__What is required__:
Review the material and extract every line in which the word "that" occurs.

__Task inputs__:
* * * * *

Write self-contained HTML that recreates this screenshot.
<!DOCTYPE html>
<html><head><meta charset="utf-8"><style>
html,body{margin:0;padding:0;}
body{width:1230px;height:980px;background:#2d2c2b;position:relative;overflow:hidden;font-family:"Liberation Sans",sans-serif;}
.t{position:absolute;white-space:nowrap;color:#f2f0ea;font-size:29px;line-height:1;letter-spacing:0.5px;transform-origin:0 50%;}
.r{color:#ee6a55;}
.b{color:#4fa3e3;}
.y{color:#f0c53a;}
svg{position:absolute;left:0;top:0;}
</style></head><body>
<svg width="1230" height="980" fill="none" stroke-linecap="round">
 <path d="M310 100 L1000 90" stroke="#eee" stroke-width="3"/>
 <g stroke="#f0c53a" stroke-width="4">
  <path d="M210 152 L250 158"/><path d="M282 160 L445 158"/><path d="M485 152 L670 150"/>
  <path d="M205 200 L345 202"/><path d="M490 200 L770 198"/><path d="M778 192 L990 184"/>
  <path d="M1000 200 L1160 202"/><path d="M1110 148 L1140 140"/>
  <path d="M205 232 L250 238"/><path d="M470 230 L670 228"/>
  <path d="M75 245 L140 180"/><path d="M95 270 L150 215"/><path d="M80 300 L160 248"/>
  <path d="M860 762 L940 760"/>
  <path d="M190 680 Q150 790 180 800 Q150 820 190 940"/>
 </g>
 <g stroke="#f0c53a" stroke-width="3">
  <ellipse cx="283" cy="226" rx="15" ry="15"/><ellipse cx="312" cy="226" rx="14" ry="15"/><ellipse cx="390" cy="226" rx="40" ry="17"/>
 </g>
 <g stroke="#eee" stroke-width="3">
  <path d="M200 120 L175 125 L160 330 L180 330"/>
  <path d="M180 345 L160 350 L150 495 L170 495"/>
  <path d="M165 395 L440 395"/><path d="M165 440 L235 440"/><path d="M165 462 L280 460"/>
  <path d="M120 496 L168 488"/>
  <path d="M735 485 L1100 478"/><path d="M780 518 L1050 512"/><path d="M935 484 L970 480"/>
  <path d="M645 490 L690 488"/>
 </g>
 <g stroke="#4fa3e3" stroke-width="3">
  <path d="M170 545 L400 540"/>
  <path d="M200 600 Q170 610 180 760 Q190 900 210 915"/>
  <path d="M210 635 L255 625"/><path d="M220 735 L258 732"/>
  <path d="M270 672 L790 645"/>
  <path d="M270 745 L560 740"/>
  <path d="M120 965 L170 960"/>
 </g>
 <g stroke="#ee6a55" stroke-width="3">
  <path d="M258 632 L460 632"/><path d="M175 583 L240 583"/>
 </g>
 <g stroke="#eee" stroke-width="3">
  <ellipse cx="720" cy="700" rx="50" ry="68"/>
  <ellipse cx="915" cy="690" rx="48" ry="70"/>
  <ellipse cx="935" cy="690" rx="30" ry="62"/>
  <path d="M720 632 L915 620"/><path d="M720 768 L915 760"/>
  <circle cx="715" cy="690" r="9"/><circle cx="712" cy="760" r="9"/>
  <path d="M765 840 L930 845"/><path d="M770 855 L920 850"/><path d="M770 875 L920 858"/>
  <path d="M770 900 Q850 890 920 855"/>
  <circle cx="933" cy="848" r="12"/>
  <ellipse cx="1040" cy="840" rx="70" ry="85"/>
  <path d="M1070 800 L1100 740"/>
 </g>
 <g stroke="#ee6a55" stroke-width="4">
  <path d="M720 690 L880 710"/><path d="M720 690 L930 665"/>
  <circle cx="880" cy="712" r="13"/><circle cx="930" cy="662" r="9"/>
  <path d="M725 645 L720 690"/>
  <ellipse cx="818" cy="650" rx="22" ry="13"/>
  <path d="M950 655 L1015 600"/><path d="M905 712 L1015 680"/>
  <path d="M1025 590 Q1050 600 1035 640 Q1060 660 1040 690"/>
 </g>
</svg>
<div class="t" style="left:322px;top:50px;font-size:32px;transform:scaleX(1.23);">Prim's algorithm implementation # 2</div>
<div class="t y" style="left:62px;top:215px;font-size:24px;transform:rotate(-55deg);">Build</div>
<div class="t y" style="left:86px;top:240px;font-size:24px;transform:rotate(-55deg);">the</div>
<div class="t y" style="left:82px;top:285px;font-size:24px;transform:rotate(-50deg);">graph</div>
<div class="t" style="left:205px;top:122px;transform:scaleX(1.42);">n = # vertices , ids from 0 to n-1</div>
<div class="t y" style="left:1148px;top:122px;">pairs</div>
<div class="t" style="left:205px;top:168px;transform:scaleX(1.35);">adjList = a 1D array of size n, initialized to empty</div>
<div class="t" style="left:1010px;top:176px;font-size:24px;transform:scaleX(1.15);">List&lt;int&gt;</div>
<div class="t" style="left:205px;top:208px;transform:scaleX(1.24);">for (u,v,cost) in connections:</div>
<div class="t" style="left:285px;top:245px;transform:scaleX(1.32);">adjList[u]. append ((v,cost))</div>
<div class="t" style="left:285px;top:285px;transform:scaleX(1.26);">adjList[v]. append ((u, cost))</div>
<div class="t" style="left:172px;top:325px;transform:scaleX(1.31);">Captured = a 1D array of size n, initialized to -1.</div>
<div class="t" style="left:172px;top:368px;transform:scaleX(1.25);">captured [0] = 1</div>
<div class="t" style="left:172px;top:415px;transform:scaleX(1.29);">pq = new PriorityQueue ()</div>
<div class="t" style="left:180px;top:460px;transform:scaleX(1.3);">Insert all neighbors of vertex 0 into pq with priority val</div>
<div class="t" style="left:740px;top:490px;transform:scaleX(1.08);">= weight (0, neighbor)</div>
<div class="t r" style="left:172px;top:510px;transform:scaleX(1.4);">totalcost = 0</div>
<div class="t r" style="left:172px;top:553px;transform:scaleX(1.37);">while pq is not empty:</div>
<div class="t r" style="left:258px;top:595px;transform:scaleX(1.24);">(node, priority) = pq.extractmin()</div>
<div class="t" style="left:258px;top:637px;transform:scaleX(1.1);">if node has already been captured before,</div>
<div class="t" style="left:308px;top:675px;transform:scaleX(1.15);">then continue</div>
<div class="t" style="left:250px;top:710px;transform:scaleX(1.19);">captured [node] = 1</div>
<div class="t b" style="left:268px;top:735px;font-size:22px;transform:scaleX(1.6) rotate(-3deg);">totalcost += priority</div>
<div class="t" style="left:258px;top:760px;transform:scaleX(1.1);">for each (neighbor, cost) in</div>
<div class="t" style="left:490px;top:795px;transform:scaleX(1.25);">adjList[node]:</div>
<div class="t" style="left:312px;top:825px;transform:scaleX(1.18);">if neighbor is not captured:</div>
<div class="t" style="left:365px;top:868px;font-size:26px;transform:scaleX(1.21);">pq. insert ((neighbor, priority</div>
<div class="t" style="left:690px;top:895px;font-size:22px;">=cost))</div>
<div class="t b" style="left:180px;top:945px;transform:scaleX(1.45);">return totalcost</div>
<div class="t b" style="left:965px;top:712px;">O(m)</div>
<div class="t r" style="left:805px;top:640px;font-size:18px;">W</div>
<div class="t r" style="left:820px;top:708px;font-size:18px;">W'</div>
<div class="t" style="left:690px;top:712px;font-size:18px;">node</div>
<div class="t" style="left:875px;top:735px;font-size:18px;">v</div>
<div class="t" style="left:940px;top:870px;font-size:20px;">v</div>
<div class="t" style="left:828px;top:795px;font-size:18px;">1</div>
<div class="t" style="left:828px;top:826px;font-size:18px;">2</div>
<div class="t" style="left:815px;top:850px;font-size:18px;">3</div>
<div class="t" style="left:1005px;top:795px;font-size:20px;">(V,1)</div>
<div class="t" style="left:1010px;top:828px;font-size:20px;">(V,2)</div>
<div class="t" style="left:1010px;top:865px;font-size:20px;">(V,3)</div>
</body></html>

* * * * *

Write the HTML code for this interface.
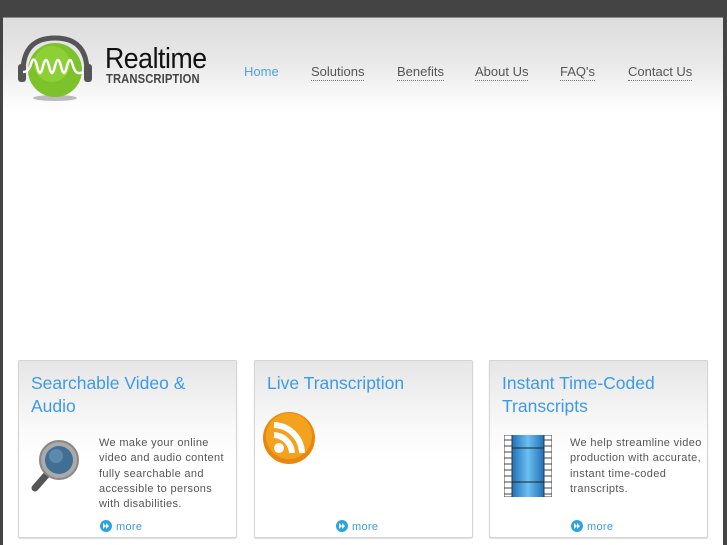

* * * * *

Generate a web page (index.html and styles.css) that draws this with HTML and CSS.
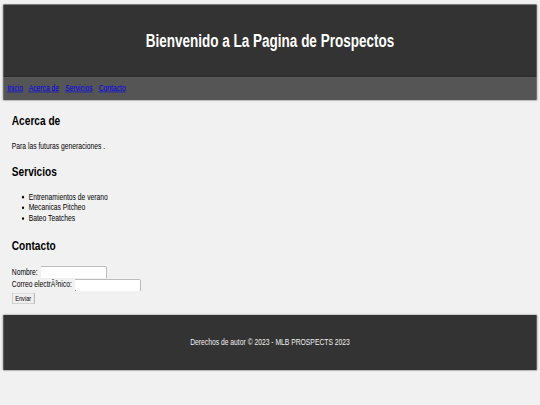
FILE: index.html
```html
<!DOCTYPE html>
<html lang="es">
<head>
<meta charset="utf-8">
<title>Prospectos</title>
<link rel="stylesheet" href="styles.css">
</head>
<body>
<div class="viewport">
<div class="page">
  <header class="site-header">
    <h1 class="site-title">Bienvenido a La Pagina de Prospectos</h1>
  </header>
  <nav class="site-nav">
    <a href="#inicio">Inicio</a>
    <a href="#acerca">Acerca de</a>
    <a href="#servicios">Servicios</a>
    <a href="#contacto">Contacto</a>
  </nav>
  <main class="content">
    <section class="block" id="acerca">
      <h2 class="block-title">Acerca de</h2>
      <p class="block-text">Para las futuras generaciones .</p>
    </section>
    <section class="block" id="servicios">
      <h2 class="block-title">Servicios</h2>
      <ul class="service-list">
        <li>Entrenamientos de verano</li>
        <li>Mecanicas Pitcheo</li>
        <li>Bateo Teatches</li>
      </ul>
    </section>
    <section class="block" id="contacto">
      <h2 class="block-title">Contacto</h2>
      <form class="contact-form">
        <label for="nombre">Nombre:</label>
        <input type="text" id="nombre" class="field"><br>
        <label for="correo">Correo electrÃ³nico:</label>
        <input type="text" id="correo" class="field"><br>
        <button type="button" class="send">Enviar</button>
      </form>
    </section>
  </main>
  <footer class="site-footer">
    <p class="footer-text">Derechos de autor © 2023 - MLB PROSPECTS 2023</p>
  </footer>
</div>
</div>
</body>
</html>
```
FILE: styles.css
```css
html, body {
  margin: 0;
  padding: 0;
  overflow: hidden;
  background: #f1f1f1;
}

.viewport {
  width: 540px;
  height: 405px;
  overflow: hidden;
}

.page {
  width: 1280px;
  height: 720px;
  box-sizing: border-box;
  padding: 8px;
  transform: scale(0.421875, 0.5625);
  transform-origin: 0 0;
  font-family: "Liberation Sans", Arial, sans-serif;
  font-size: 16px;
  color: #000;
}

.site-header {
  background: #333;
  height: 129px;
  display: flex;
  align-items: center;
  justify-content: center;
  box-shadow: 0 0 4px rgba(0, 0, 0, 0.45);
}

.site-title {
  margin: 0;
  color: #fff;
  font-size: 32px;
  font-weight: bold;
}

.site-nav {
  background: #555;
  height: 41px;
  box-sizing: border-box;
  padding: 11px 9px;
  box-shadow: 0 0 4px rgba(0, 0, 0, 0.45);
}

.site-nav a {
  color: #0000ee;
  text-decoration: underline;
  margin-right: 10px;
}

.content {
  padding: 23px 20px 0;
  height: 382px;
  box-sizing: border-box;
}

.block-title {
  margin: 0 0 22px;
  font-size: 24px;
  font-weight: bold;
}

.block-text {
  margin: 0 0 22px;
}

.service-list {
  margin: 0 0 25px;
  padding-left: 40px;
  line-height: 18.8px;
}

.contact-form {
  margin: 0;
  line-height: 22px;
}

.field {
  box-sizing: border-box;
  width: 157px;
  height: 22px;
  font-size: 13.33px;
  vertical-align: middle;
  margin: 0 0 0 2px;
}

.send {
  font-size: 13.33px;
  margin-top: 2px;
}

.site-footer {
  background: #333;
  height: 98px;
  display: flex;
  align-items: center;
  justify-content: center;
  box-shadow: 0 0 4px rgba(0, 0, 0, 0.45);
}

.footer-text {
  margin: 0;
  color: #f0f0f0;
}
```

* * * * *

__Result__:
Write self-contained HTML that recreates this screenshot.
Generate a web page (index.html and styles.css) that draws this with HTML and CSS.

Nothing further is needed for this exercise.